__Set problem__.
Reproduce exactly the lines starting at the line that contains "Generate a single-file" and ending at the line that contains "const links: string[]". Omit pictures.

^^^^^^^^^^^^^^^^

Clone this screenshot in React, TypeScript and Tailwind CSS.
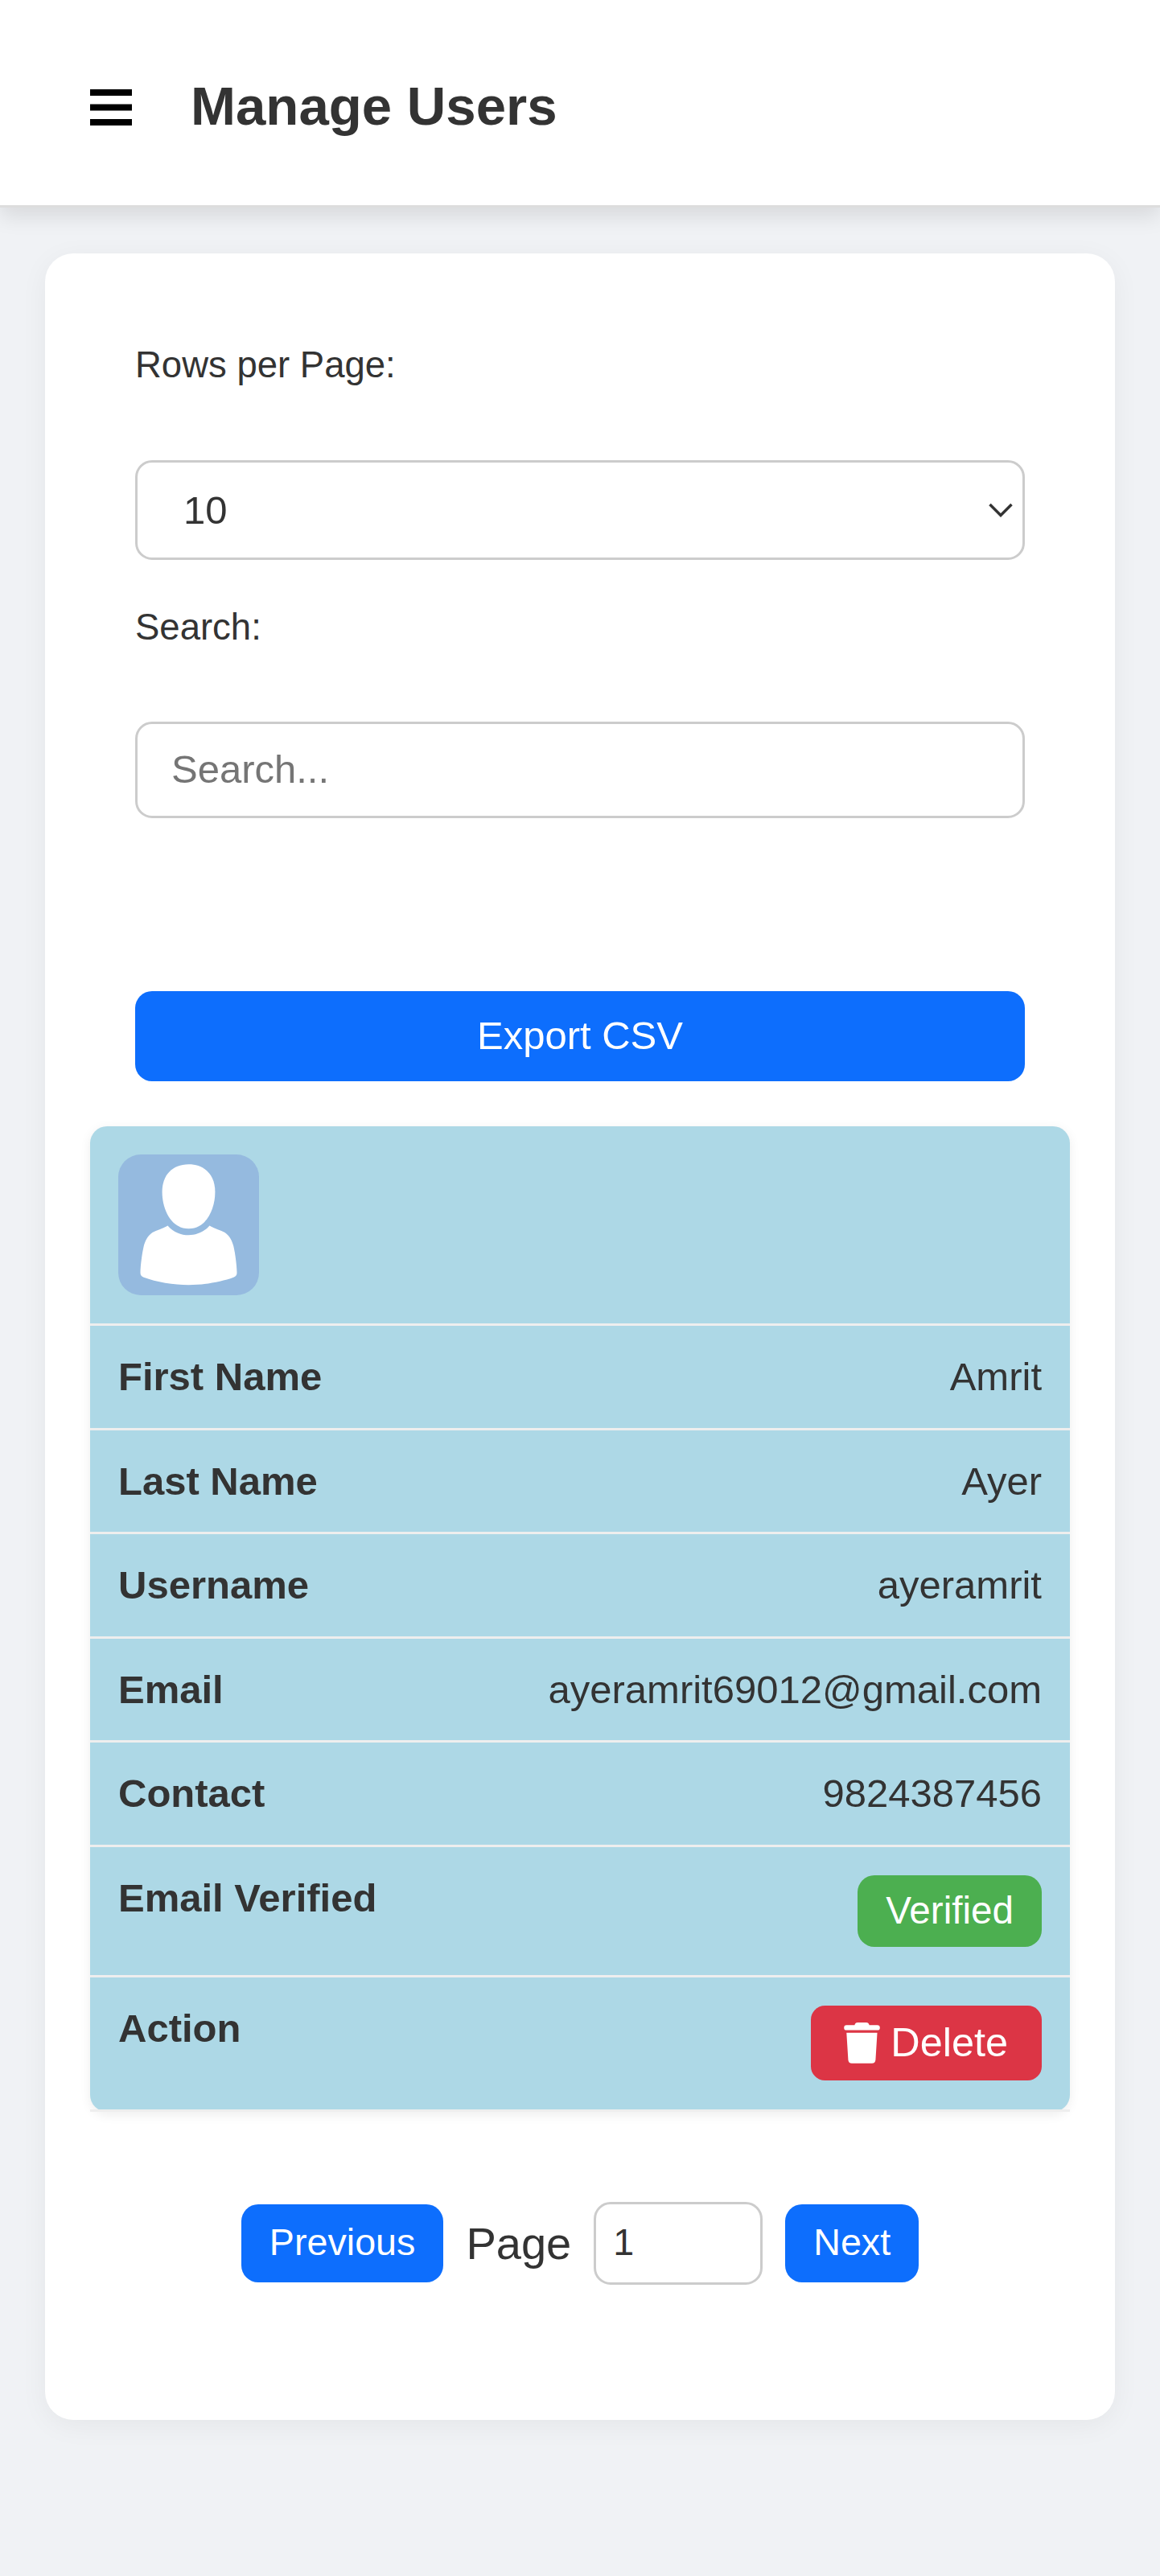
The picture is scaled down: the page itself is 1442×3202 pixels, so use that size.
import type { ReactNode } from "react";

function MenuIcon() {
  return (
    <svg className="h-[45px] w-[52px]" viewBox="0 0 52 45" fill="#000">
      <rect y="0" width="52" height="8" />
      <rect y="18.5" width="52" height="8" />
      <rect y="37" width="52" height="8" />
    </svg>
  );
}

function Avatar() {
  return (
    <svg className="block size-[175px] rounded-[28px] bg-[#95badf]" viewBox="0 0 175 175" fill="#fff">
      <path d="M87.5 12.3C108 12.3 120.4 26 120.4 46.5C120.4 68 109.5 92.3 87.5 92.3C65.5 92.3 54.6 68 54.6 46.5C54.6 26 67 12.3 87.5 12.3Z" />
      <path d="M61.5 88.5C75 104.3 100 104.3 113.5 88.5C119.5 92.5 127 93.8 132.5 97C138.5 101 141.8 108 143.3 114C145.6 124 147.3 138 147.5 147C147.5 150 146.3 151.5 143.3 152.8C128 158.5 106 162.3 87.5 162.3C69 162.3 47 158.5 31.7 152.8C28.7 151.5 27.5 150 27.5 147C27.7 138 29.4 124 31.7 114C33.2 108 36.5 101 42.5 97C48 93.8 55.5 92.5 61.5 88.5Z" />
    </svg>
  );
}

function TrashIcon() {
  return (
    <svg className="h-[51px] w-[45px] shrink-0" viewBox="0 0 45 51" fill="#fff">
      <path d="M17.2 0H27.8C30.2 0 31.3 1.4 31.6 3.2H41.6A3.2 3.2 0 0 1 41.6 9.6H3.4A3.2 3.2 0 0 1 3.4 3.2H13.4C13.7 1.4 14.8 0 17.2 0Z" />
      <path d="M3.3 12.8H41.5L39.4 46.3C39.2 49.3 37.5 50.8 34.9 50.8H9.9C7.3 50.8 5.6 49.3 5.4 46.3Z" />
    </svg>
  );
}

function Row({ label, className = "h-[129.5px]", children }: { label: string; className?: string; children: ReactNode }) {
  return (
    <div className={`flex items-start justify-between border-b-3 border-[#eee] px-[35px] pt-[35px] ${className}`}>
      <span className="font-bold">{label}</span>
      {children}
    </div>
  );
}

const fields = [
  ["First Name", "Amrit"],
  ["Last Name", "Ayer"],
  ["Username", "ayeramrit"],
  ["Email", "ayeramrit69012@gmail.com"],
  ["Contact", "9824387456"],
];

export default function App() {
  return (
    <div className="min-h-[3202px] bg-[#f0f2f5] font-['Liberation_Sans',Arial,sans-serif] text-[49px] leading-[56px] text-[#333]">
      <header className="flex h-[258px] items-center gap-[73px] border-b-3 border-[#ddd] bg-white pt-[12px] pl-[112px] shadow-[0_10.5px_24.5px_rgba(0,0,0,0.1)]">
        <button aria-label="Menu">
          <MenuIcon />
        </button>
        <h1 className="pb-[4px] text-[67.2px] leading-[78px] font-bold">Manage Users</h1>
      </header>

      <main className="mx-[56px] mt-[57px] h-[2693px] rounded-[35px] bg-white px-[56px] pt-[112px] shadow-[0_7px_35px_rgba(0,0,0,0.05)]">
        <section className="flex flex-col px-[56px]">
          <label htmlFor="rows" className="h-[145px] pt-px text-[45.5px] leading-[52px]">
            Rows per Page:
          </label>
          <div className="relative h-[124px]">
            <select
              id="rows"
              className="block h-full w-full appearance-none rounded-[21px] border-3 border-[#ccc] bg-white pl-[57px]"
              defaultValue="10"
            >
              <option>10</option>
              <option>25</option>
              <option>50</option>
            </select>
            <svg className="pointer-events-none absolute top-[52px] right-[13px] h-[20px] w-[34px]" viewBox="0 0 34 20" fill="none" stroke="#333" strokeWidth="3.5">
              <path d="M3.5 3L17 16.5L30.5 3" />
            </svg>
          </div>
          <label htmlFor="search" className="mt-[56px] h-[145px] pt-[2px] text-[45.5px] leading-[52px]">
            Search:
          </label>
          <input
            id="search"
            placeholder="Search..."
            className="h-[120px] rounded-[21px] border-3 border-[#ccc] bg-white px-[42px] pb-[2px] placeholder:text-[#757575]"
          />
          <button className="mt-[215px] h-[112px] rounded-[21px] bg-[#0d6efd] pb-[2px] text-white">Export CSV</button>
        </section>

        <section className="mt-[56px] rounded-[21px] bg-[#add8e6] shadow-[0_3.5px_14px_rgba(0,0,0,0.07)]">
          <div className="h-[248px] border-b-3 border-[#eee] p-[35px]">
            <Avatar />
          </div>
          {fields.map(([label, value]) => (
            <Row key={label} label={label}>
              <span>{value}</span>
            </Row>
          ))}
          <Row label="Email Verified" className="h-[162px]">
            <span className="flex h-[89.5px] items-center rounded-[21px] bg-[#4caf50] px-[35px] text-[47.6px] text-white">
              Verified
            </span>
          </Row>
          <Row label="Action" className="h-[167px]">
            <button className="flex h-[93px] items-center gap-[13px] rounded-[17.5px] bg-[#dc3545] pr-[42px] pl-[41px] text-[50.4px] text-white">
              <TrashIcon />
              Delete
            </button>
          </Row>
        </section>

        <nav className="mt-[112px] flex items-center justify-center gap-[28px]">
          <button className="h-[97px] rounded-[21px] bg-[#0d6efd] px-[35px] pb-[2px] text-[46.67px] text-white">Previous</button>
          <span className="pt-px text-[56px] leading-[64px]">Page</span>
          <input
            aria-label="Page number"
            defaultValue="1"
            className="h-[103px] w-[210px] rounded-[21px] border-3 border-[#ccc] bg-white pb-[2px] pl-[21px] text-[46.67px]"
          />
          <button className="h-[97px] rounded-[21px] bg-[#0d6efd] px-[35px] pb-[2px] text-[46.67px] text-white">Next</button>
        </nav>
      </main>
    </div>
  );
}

^^^^^^^^^^^^^^^^

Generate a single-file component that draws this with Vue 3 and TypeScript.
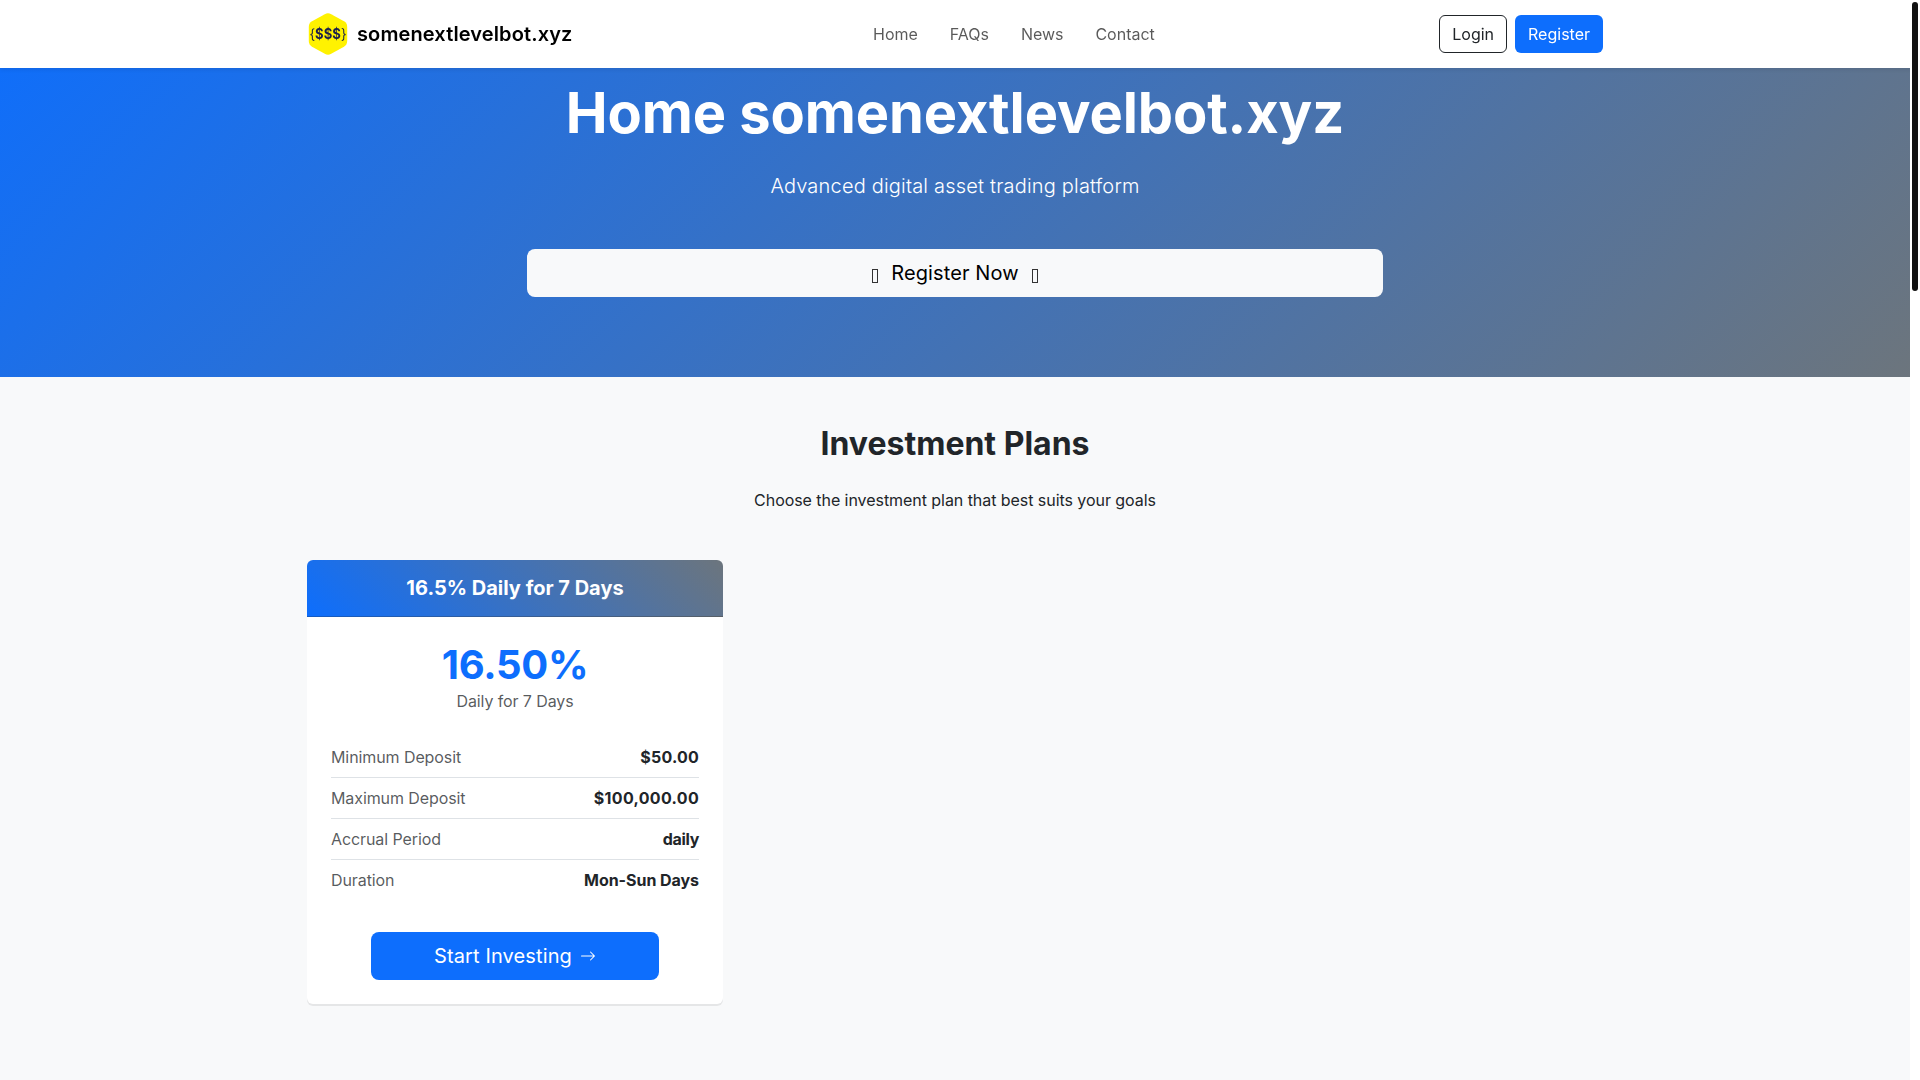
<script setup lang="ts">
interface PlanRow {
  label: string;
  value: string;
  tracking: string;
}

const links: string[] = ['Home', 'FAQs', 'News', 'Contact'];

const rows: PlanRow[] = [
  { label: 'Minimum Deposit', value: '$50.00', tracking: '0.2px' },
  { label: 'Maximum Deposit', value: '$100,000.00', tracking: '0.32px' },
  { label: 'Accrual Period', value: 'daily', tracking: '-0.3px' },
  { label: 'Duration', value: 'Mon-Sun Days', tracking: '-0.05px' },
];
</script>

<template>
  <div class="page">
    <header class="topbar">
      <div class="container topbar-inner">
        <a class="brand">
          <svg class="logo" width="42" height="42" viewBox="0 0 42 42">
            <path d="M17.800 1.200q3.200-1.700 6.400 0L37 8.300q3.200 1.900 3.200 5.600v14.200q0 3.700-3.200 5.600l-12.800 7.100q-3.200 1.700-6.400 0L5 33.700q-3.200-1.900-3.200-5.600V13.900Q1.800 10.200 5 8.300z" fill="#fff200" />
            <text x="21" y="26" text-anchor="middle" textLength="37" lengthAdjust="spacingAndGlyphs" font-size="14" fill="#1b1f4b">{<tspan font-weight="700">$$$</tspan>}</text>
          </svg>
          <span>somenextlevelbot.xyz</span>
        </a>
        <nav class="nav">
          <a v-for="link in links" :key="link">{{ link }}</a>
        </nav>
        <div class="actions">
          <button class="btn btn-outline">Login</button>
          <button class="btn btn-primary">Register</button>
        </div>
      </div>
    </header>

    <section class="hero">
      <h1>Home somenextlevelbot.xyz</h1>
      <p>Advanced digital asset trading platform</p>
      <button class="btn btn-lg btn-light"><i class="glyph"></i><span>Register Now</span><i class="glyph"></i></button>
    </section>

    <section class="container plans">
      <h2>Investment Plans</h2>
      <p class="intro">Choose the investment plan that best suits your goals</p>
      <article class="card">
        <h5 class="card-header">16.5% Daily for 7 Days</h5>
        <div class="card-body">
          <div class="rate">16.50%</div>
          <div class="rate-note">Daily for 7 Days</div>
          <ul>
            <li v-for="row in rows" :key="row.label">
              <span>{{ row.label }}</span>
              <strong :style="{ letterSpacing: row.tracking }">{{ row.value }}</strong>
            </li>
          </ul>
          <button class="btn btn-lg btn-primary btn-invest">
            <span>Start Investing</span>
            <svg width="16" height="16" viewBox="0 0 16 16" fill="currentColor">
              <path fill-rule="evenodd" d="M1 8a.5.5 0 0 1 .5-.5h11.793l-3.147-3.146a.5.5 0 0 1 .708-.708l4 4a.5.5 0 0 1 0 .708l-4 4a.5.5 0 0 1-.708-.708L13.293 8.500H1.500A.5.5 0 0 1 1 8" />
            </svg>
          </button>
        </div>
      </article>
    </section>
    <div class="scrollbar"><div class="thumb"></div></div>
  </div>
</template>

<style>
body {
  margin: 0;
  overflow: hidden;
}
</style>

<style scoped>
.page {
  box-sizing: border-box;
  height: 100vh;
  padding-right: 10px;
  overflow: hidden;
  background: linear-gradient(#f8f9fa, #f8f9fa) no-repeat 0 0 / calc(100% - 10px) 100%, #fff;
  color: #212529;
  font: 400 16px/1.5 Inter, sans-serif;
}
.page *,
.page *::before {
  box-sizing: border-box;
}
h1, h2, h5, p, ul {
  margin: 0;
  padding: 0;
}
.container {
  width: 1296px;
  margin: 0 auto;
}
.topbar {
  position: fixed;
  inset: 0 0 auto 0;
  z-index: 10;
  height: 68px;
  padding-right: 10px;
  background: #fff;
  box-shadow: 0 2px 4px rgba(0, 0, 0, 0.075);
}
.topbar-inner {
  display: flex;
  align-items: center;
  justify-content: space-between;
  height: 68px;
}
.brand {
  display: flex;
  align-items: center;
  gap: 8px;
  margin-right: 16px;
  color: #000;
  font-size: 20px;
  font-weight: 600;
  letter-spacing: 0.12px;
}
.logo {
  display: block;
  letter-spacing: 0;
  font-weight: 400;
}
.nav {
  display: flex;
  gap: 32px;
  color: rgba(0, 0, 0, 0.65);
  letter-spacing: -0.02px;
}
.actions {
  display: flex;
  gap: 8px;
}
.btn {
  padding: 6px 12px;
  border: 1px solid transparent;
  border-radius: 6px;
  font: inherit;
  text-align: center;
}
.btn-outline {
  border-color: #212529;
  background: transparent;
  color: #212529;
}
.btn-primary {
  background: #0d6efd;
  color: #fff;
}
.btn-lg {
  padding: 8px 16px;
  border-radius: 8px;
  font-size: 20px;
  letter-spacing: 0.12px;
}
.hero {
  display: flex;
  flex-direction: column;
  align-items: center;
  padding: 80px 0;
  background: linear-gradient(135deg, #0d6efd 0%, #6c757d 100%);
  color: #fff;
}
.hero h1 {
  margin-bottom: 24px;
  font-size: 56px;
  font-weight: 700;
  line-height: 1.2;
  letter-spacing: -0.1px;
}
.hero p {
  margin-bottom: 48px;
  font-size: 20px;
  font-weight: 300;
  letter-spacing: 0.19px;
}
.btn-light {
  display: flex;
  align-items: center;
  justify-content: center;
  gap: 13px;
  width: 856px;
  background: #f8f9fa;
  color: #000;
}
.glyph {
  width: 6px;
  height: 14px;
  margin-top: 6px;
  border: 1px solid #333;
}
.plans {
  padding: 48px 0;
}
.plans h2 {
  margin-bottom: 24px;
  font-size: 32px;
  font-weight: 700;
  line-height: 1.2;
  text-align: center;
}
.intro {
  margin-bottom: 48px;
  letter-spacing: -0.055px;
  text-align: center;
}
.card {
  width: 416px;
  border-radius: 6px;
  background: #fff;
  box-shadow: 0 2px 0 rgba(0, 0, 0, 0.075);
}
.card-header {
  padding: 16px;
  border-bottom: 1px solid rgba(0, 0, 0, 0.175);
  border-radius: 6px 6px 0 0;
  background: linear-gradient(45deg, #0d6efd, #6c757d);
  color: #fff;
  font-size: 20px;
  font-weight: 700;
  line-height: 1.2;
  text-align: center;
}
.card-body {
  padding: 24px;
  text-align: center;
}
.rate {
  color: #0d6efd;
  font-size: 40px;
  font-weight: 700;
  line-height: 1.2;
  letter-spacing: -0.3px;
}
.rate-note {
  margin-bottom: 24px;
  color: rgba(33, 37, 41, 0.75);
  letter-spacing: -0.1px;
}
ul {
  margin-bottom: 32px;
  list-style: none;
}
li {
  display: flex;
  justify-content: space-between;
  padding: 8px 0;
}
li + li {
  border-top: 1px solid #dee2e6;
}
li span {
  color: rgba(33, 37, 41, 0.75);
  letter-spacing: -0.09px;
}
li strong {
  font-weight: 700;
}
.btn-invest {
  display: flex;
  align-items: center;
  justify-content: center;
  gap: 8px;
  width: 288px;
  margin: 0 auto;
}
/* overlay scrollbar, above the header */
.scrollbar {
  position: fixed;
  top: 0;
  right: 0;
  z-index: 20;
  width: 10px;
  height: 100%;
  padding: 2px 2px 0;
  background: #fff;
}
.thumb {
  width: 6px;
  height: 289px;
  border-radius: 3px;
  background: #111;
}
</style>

^^^^^^^^^^^^^^^^

__Reply__.
Generate a single-file component that draws this with Vue 3 and TypeScript.
<script setup lang="ts">
interface PlanRow {
  label: string;
  value: string;
  tracking: string;
}

const links: string[] = ['Home', 'FAQs', 'News', 'Contact'];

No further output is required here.